==== DATASET ENTRIES ====
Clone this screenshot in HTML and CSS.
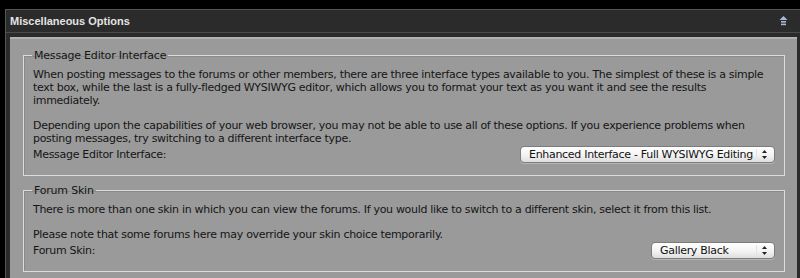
====
==== DATASET ENTRIES ====
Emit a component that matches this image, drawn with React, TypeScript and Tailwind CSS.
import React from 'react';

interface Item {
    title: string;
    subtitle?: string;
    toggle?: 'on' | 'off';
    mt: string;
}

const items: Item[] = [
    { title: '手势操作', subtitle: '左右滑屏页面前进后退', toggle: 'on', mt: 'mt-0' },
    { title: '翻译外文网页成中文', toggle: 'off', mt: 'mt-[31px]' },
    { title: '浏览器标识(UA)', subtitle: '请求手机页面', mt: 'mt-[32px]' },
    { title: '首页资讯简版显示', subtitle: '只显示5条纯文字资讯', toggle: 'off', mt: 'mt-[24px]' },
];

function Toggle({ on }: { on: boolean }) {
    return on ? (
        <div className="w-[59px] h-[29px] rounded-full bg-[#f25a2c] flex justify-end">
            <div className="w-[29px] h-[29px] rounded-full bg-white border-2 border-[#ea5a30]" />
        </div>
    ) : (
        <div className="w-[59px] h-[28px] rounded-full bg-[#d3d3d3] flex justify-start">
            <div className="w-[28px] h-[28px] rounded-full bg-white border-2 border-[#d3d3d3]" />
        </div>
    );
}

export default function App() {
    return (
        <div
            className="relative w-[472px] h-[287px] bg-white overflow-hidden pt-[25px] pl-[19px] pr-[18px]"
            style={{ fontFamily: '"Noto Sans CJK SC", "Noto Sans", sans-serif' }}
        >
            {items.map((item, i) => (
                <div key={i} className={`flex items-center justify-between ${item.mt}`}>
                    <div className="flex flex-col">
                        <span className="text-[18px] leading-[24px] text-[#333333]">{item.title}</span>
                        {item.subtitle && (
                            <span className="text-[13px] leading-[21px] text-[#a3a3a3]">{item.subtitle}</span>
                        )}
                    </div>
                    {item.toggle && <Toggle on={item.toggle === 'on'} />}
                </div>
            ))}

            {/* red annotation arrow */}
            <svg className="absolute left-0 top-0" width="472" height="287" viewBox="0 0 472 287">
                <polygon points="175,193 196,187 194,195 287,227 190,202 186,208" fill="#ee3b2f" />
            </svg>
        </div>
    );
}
====
**TO BE DONE**. Select and copy every line from the records that includes the word "React".

**EXERCISE SOLUTION**.
Emit a component that matches this image, drawn with React, TypeScript and Tailwind CSS.
import React from 'react';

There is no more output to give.